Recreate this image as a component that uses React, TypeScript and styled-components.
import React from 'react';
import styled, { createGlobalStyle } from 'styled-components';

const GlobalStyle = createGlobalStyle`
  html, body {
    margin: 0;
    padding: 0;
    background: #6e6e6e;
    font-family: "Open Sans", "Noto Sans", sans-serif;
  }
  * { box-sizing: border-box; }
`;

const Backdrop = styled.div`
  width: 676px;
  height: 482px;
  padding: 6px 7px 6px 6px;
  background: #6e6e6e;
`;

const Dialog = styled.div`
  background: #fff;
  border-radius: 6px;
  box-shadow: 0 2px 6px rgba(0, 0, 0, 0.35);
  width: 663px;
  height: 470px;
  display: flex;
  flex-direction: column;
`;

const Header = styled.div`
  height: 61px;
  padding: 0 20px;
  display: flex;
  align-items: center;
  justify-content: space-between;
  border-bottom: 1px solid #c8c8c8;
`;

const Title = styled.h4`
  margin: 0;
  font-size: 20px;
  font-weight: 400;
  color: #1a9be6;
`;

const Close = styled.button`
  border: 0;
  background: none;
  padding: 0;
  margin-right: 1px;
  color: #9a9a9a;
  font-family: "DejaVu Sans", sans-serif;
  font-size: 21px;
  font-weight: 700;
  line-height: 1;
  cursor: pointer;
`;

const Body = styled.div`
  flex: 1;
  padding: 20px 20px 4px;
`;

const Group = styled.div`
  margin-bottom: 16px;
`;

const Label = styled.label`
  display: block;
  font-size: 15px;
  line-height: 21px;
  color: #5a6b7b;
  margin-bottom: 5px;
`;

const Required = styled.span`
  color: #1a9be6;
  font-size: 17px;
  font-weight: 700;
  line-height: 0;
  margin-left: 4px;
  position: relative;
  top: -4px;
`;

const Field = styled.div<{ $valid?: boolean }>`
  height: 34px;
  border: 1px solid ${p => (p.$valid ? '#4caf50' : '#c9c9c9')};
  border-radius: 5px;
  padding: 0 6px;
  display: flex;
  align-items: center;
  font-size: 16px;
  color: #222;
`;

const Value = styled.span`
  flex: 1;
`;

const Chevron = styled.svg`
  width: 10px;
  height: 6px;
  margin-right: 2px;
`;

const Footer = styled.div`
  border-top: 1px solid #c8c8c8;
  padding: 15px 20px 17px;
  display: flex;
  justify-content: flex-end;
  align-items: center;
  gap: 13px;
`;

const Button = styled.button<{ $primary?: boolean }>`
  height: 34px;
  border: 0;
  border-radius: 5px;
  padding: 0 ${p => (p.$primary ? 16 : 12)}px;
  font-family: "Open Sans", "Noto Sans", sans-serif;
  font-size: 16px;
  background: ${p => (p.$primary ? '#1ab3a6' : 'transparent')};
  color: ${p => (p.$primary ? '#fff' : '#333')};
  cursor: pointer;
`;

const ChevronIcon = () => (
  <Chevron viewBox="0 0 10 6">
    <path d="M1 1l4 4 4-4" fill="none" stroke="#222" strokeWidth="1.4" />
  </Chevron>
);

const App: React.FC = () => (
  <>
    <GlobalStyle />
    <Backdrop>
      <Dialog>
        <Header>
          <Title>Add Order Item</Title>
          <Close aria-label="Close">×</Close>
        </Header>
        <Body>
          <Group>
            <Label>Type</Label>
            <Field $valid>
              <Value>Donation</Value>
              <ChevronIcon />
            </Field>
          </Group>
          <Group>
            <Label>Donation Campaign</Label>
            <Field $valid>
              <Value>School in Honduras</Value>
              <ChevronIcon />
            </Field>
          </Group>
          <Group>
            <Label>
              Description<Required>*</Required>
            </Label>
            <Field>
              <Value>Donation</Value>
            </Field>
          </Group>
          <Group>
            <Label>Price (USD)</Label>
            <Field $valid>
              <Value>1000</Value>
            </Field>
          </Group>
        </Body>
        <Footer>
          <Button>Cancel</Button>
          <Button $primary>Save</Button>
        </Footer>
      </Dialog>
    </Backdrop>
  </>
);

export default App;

----------

**Task goal**
Reproduce the listing shown above in its entirety, exactly.

**Exercise answer**
Recreate this image as a component that uses React, TypeScript and styled-components.
import React from 'react';
import styled, { createGlobalStyle } from 'styled-components';

const GlobalStyle = createGlobalStyle`
  html, body {
    margin: 0;
    padding: 0;
    background: #6e6e6e;
    font-family: "Open Sans", "Noto Sans", sans-serif;
  }
  * { box-sizing: border-box; }
`;

const Backdrop = styled.div`
  width: 676px;
  height: 482px;
  padding: 6px 7px 6px 6px;
  background: #6e6e6e;
`;

const Dialog = styled.div`
  background: #fff;
  border-radius: 6px;
  box-shadow: 0 2px 6px rgba(0, 0, 0, 0.35);
  width: 663px;
  height: 470px;
  display: flex;
  flex-direction: column;
`;

const Header = styled.div`
  height: 61px;
  padding: 0 20px;
  display: flex;
  align-items: center;
  justify-content: space-between;
  border-bottom: 1px solid #c8c8c8;
`;

const Title = styled.h4`
  margin: 0;
  font-size: 20px;
  font-weight: 400;
  color: #1a9be6;
`;

const Close = styled.button`
  border: 0;
  background: none;
  padding: 0;
  margin-right: 1px;
  color: #9a9a9a;
  font-family: "DejaVu Sans", sans-serif;
  font-size: 21px;
  font-weight: 700;
  line-height: 1;
  cursor: pointer;
`;

const Body = styled.div`
  flex: 1;
  padding: 20px 20px 4px;
`;

const Group = styled.div`
  margin-bottom: 16px;
`;

const Label = styled.label`
  display: block;
  font-size: 15px;
  line-height: 21px;
  color: #5a6b7b;
  margin-bottom: 5px;
`;

const Required = styled.span`
  color: #1a9be6;
  font-size: 17px;
  font-weight: 700;
  line-height: 0;
  margin-left: 4px;
  position: relative;
  top: -4px;
`;

const Field = styled.div<{ $valid?: boolean }>`
  height: 34px;
  border: 1px solid ${p => (p.$valid ? '#4caf50' : '#c9c9c9')};
  border-radius: 5px;
  padding: 0 6px;
  display: flex;
  align-items: center;
  font-size: 16px;
  color: #222;
`;

const Value = styled.span`
  flex: 1;
`;

const Chevron = styled.svg`
  width: 10px;
  height: 6px;
  margin-right: 2px;
`;

const Footer = styled.div`
  border-top: 1px solid #c8c8c8;
  padding: 15px 20px 17px;
  display: flex;
  justify-content: flex-end;
  align-items: center;
  gap: 13px;
`;

const Button = styled.button<{ $primary?: boolean }>`
  height: 34px;
  border: 0;
  border-radius: 5px;
  padding: 0 ${p => (p.$primary ? 16 : 12)}px;
  font-family: "Open Sans", "Noto Sans", sans-serif;
  font-size: 16px;
  background: ${p => (p.$primary ? '#1ab3a6' : 'transparent')};
  color: ${p => (p.$primary ? '#fff' : '#333')};
  cursor: pointer;
`;

const ChevronIcon = () => (
  <Chevron viewBox="0 0 10 6">
    <path d="M1 1l4 4 4-4" fill="none" stroke="#222" strokeWidth="1.4" />
  </Chevron>
);

const App: React.FC = () => (
  <>
    <GlobalStyle />
    <Backdrop>
      <Dialog>
        <Header>
          <Title>Add Order Item</Title>
          <Close aria-label="Close">×</Close>
        </Header>
        <Body>
          <Group>
            <Label>Type</Label>
            <Field $valid>
              <Value>Donation</Value>
              <ChevronIcon />
            </Field>
          </Group>
          <Group>
            <Label>Donation Campaign</Label>
            <Field $valid>
              <Value>School in Honduras</Value>
              <ChevronIcon />
            </Field>
          </Group>
          <Group>
            <Label>
              Description<Required>*</Required>
            </Label>
            <Field>
              <Value>Donation</Value>
            </Field>
          </Group>
          <Group>
            <Label>Price (USD)</Label>
            <Field $valid>
              <Value>1000</Value>
            </Field>
          </Group>
        </Body>
        <Footer>
          <Button>Cancel</Button>
          <Button $primary>Save</Button>
        </Footer>
      </Dialog>
    </Backdrop>
  </>
);

export default App;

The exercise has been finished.